The protest was prompted by a Liberty Times (the Taipei Times’ sister newspaper) report yesterday that said on April 1 the commission posted an announcement on the government’s intranet informing government agencies that “given that going to the ‘mainland area’ is not tantamount to ‘going abroad,’” civil servants are no longer required to register on the commission’s Web site.

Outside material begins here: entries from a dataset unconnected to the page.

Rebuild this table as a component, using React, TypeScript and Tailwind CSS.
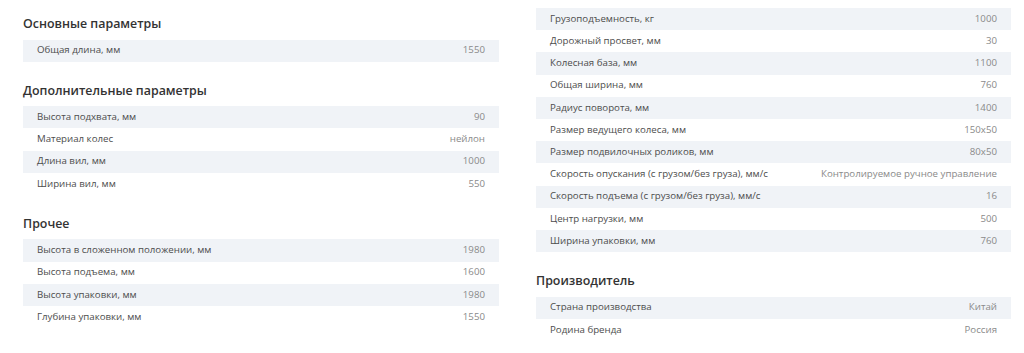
import React from "react";

type Row = [string, string];
type Section = { title?: string; rows: Row[] };

const left: Section[] = [
  { title: "Основные параметры", rows: [["Общая длина, мм", "1550"]] },
  {
    title: "Дополнительные параметры",
    rows: [
      ["Высота подхвата, мм", "90"],
      ["Материал колес", "нейлон"],
      ["Длина вил, мм", "1000"],
      ["Ширина вил, мм", "550"],
    ],
  },
  {
    title: "Прочее",
    rows: [
      ["Высота в сложенном положении, мм", "1980"],
      ["Высота подъема, мм", "1600"],
      ["Высота упаковки, мм", "1980"],
      ["Глубина упаковки, мм", "1550"],
    ],
  },
];

const right: Section[] = [
  {
    rows: [
      ["Грузоподъемность, кг", "1000"],
      ["Дорожный просвет, мм", "30"],
      ["Колесная база, мм", "1100"],
      ["Общая ширина, мм", "760"],
      ["Радиус поворота, мм", "1400"],
      ["Размер ведущего колеса, мм", "150x50"],
      ["Размер подвилочных роликов, мм", "80x50"],
      ["Скорость опускания (с грузом/без груза), мм/с", "Контролируемое ручное управление"],
      ["Скорость подъема (с грузом/без груза), мм/с", "16"],
      ["Центр нагрузки, мм", "500"],
      ["Ширина упаковки, мм", "760"],
    ],
  },
  {
    title: "Производитель",
    rows: [
      ["Страна производства", "Китай"],
      ["Родина бренда", "Россия"],
    ],
  },
];

function SectionView({ s }: { s: Section }) {
  return (
    <div className="mb-[19px]">
      {s.title && (
        <h3 className="text-[12.4px] leading-[20px] font-semibold text-[#333333] mb-[5.5px] whitespace-nowrap">
          {s.title}
        </h3>
      )}
      <div>
        {s.rows.map(([k, v], i) => (
          <div
            key={k}
            className={`flex items-center justify-between h-[22.2px] px-[14px] text-[9.7px] whitespace-nowrap ${
              i % 2 === 0 ? "bg-[#f0f3f7]" : "bg-white"
            }`}
          >
            <span className="text-[#4d4d4d]">{k}</span>
            <span className="text-[#8a8a8a]">{v}</span>
          </div>
        ))}
      </div>
    </div>
  );
}

export default function App() {
  return (
    <div
      className="w-[1024px] h-[353px] bg-white overflow-hidden flex pl-[23px]"
      style={{ fontFamily: '"Open Sans", "Noto Sans", sans-serif' }}
    >
      <div className="w-[476px] pt-[14px]">
        {left.map((s, i) => (
          <SectionView key={i} s={s} />
        ))}
      </div>
      <div className="w-[475px] ml-[37px] pt-[8px]">
        {right.map((s, i) => (
          <SectionView key={i} s={s} />
        ))}
      </div>
    </div>
  );
}
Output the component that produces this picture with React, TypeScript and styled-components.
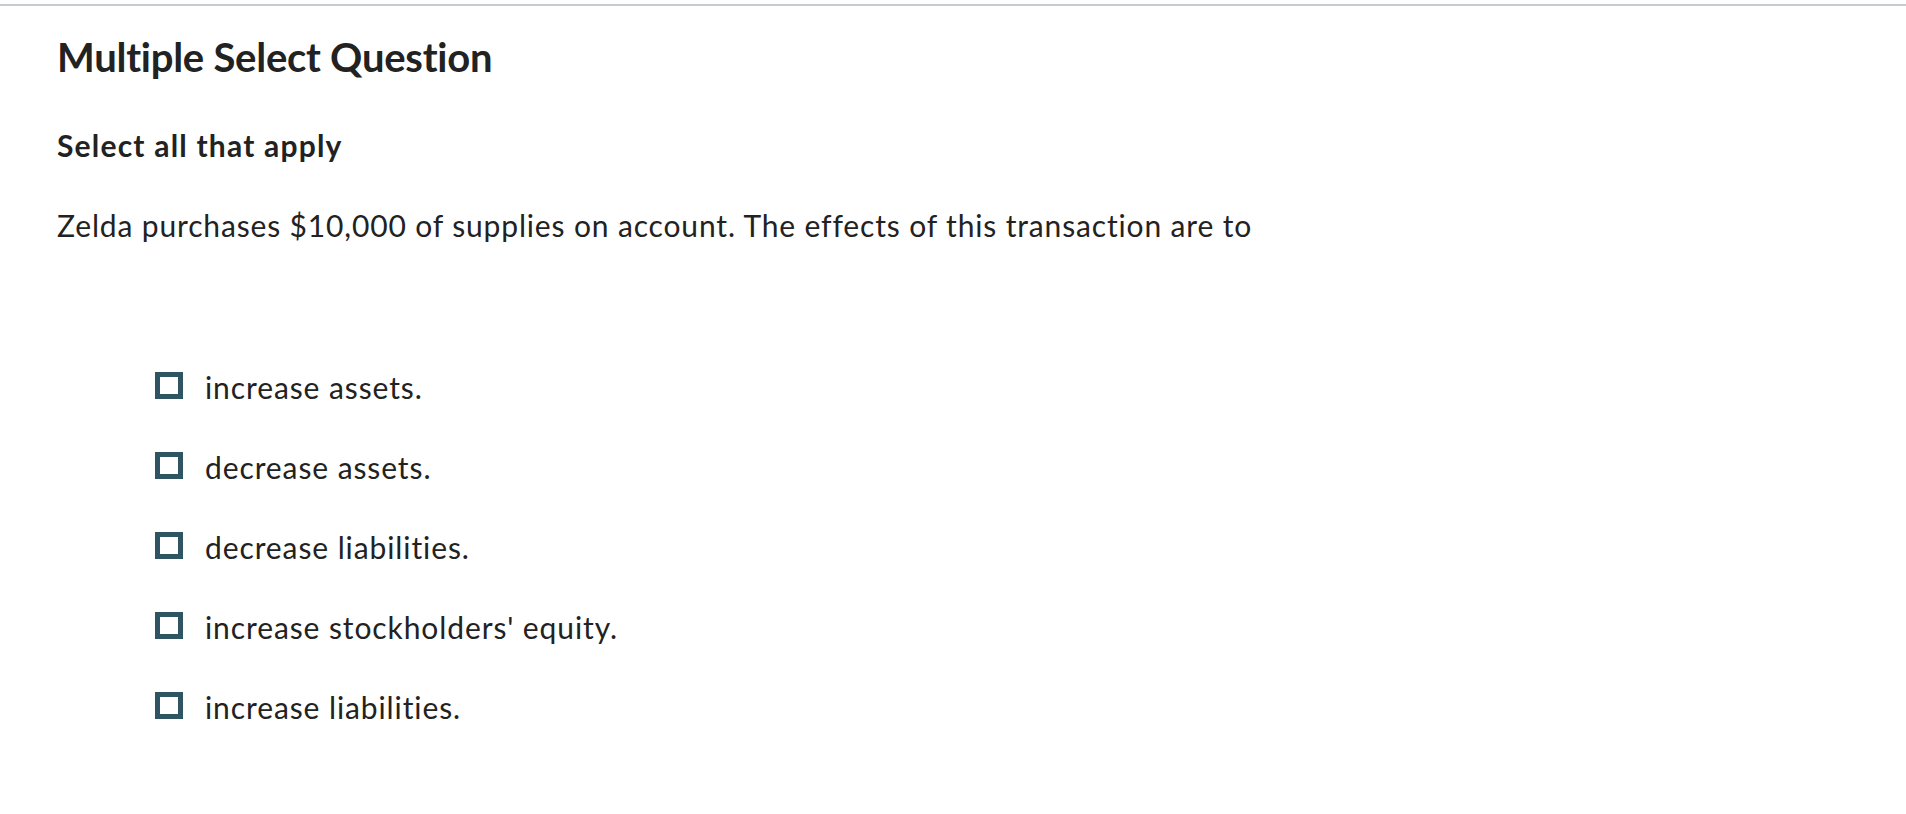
import React from "react"
import styled, {createGlobalStyle} from "styled-components"

const GlobalStyle = createGlobalStyle`
  body {
    margin: 0;
    background: #ffffff;
    font-family: Lato, "Open Sans", sans-serif;
    font-variant-ligatures: none;
    color: #222222;
  }
`

const Page = styled.main`
  margin-top: 4px;
  border-top: 2px solid #c2ccd1;
  padding: 0 57px 40px 57px;
`

const Title = styled.h1`
  margin: 27px 0 0 0;
  font-size: 40px;
  line-height: 48px;
  font-weight: 700;
  letter-spacing: -0.25px;
`

const Prompt = styled.h2`
  margin: 47px 0 0 0;
  font-size: 30px;
  line-height: 35px;
  font-weight: 700;
  letter-spacing: 1.2px;
`

const Question = styled.p`
  margin: 44px 0 0 0;
  font-size: 30px;
  line-height: 36px;
  font-weight: 400;
  letter-spacing: 0.85px;
`

const Options = styled.ul`
  list-style: none;
  margin: 126px 0 0 0;
  padding: 0 0 0 98px;
  display: flex;
  flex-direction: column;
  gap: 44px;
`

const Option = styled.li`
  display: flex;
  align-items: flex-start;
  gap: 22px;
  font-size: 30px;
  line-height: 36px;
  letter-spacing: 0.9px;
`

const Box = styled.span`
  flex: none;
  box-sizing: border-box;
  width: 28px;
  height: 27px;
  margin-top: 3px;
  border: 5px solid #2f5564;
  background: #ffffff;
`

const choices = [
  "increase assets.",
  "decrease assets.",
  "decrease liabilities.",
  "increase stockholders' equity.",
  "increase liabilities.",
]

export default function App() {
  return (
    <>
      <GlobalStyle />
      <Page>
        <Title>Multiple Select Question</Title>
        <Prompt>Select all that apply</Prompt>
        <Question>
          Zelda purchases $10,000 of supplies on account. The effects of this transaction are to
        </Question>
        <Options>
          {choices.map(choice => (
            <Option key={choice}>
              <Box />
              <span>{choice}</span>
            </Option>
          ))}
        </Options>
      </Page>
    </>
  )
}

Local government chiefs, however, would still have to submit reports should they visit China, it added.
Jiang did not meet with the DPP lawmakers yesterday.

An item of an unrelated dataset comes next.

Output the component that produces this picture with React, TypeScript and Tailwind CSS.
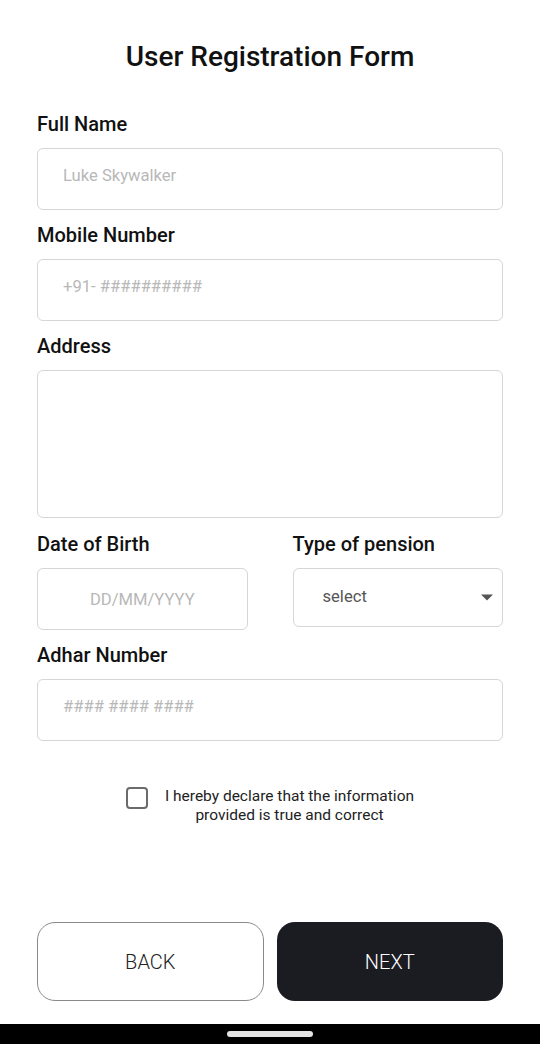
import { useState } from "react";

function Field({ label, children }: { label: string; children: React.ReactNode }) {
  return (
    <div className="flex flex-col">
      <label className="h-6 leading-6 text-[20px] font-medium text-[#111]">{label}</label>
      <div className="mt-3">{children}</div>
    </div>
  );
}

const inputCls =
  "w-full h-[62px] rounded-md border border-[#d6d6d6] bg-white px-[25px] pb-2 text-[16.6px] text-[#222] placeholder:text-[#b8b8b8] outline-none";

export default function App() {
  const [agreed, setAgreed] = useState(false);

  return (
    <div className="min-h-[1044px] w-[540px] bg-white flex flex-col font-['Roboto',sans-serif]">
      <div className="flex-1 flex flex-col px-[37px] pt-[41px]">
        <h1 className="h-8 leading-8 text-center text-[28px] font-medium text-[#111]">User Registration Form</h1>

        <div className="mt-[39px] flex flex-col gap-[13px]">
          <Field label="Full Name">
            <input className={inputCls} placeholder="Luke Skywalker" />
          </Field>
          <Field label="Mobile Number">
            <input className={inputCls} placeholder="+91- ##########" />
          </Field>
          <Field label="Address">
            <textarea className="block w-full h-[148px] rounded-md border border-[#d6d6d6] bg-white p-4 text-[16px] outline-none resize-none" />
          </Field>

          <div className="grid grid-cols-2 gap-[45px] pt-px">
            <Field label="Date of Birth">
              <input className={inputCls + " text-center !pb-0"} placeholder="DD/MM/YYYY" />
            </Field>
            <Field label="Type of pension">
              <div className="h-[59px] rounded-md border border-[#d6d6d6] flex items-center justify-between pl-[29px] pr-[8px]">
                <span className="text-[16.6px] text-[#555]">select</span>
                <svg width="14" height="7" viewBox="0 0 14 7">
                  <path d="M1 0.5 L13 0.5 L7 6.5 Z" fill="#555" />
                </svg>
              </div>
            </Field>
          </div>

          <Field label="Adhar Number">
            <input className={inputCls} placeholder="#### #### ####" />
          </Field>
        </div>

        <div className="mt-[46px] flex justify-center items-start gap-[17px]">
          <button
            onClick={() => setAgreed(!agreed)}
            className="mt-[0px] w-[22px] h-[22px] rounded-[4px] border-2 border-[#6b6b6b] bg-white shrink-0"
          />
          <p className="text-center text-[15.5px] leading-[19px] text-[#222]">
            I hereby declare that the information
            <br />
            provided is true and correct
          </p>
        </div>

        <div className="mt-auto mb-[23px] grid grid-cols-2 gap-[13px]">
          <button className="h-[79px] rounded-[18px] border border-[#8a8a8a] bg-white text-[20px] font-light text-[#222]">
            BACK
          </button>
          <button className="h-[79px] rounded-[18px] bg-[#1b1b22] text-[20px] font-light text-white">
            NEXT
          </button>
        </div>
      </div>

      <div className="h-5 bg-black flex items-center justify-center">
        <div className="w-[86px] h-[6px] rounded-full bg-[#e4e4e4]" />
      </div>
    </div>
  );
}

“We will come back anytime and find you ... unless you [Jiang] plan to hide from us for the rest of your life,” Lee said.
The DPP lawmakers shouted slogans such as “Jiang Yi-huah, step down” and “Taiwan is our country,” before leaving the RDEC offices.

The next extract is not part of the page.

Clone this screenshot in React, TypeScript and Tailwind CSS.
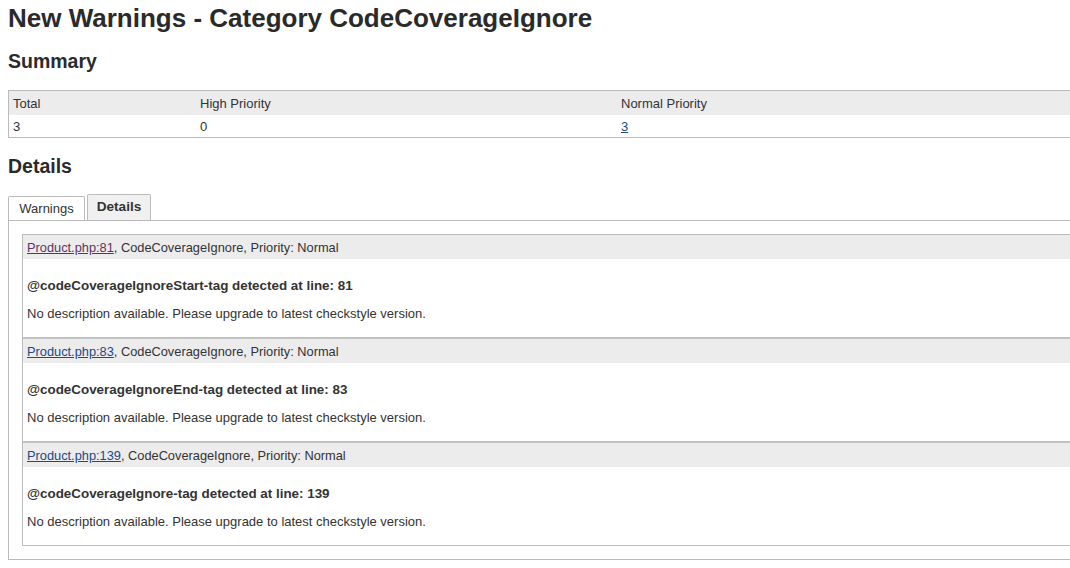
import React from "react"

const warnings = [
  { file: "Product.php:81", visited: true, title: "@codeCoverageIgnoreStart-tag detected at line: 81" },
  { file: "Product.php:83", visited: false, title: "@codeCoverageIgnoreEnd-tag detected at line: 83" },
  { file: "Product.php:139", visited: false, title: "@codeCoverageIgnore-tag detected at line: 139" },
]

export default function App() {
  return (
    <div className="w-[1070px] h-[568px] overflow-hidden bg-white text-[#333] text-[13px] font-['Liberation_Sans',Arial,sans-serif]">
      <div className="w-[1130px] pl-2">
        <h1 className="mt-[1px] text-[26px] leading-[34px] font-bold text-[#2a2a2a]">
          New Warnings - Category CodeCoverageIgnore
        </h1>

        <h2 className="mt-[14px] text-[19.5px] leading-[24px] font-bold text-[#2a2a2a]">Summary</h2>

        {/* Summary table */}
        <div className="mt-[17px] border border-[#bbb]">
          <div className="flex h-6 items-center bg-[#ececec] pt-px">
            <div className="w-[187px] pl-1">Total</div>
            <div className="w-[421px] pl-1">High Priority</div>
            <div className="pl-1">Normal Priority</div>
          </div>
          <div className="flex h-[22px] items-center pt-px">
            <div className="w-[187px] pl-1">3</div>
            <div className="w-[421px] pl-1">0</div>
            <div className="pl-1">
              <span className="text-[#204a87] underline">3</span>
            </div>
          </div>
        </div>

        <h2 className="mt-[16px] text-[19.5px] leading-[24px] font-bold text-[#2a2a2a]">Details</h2>

        {/* Tabs */}
        <div className="mt-4 flex items-end gap-[2px]">
          <div className="flex h-[24px] w-[77px] items-center justify-center rounded-t-[2px] border border-b-0 border-[#bbb] bg-white">
            Warnings
          </div>
          <div className="flex h-[26px] w-[64px] items-center justify-center rounded-t-[2px] border border-b-0 border-[#bbb] bg-[#f0f0f0] text-[13.6px] font-bold">
            Details
          </div>
        </div>

        <div className="border border-[#bbb] p-[13px]">
          <div className="border border-[#bbb]">
            {warnings.map((w, i) => (
              <div key={w.file} className={i > 0 ? "border-t-2 border-[#c2c2c2]" : ""}>
                <div className="flex h-6 items-center bg-[#ececec] pl-1 pt-px text-[12.8px]">
                  <span className={w.visited ? "text-[#5c3566] underline" : "text-[#204a87] underline"}>{w.file}</span>
                  <span>, CodeCoverageIgnore, Priority: Normal</span>
                </div>
                <div className="pl-1 pt-[19px] pb-[15px]">
                  <div className="leading-4 text-[13.4px] font-bold">{w.title}</div>
                  <div className="mt-3 leading-4">No description available. Please upgrade to latest checkstyle version.</div>
                </div>
              </div>
            ))}
          </div>
        </div>
      </div>
    </div>
  )
}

DPP Legislator Hsueh Ling (薛凌) slammed the announcement as an attempt to obscure civil servants’ sense of national identity and as “a precursor to eventual unification [with China].”
Chinese Nationalist Party (KMT) caucus secretary-general Yang Chiung-ying (楊瓊瓔) also urged the commission not to “mistake a foreign country as our country” because “the Republic of China is an independent sovereign state.”
“In accordance with the legislature’s budget review and the the Act Governing the Relations between People of the Taiwan Area and the Mainland Area (兩岸人民關係條例), trips to China are still considered trips abroad,” she said.
In response, RDEC Deputy Minister Yeh Kuang-shih (葉匡時) said yesterday that the announcement was only posted on the intranet because its technicians were testing a new system for civil servants to use when uploading reports on trips to China, as opposed to the existing one for civil servants for uploading reports on other overseas travel.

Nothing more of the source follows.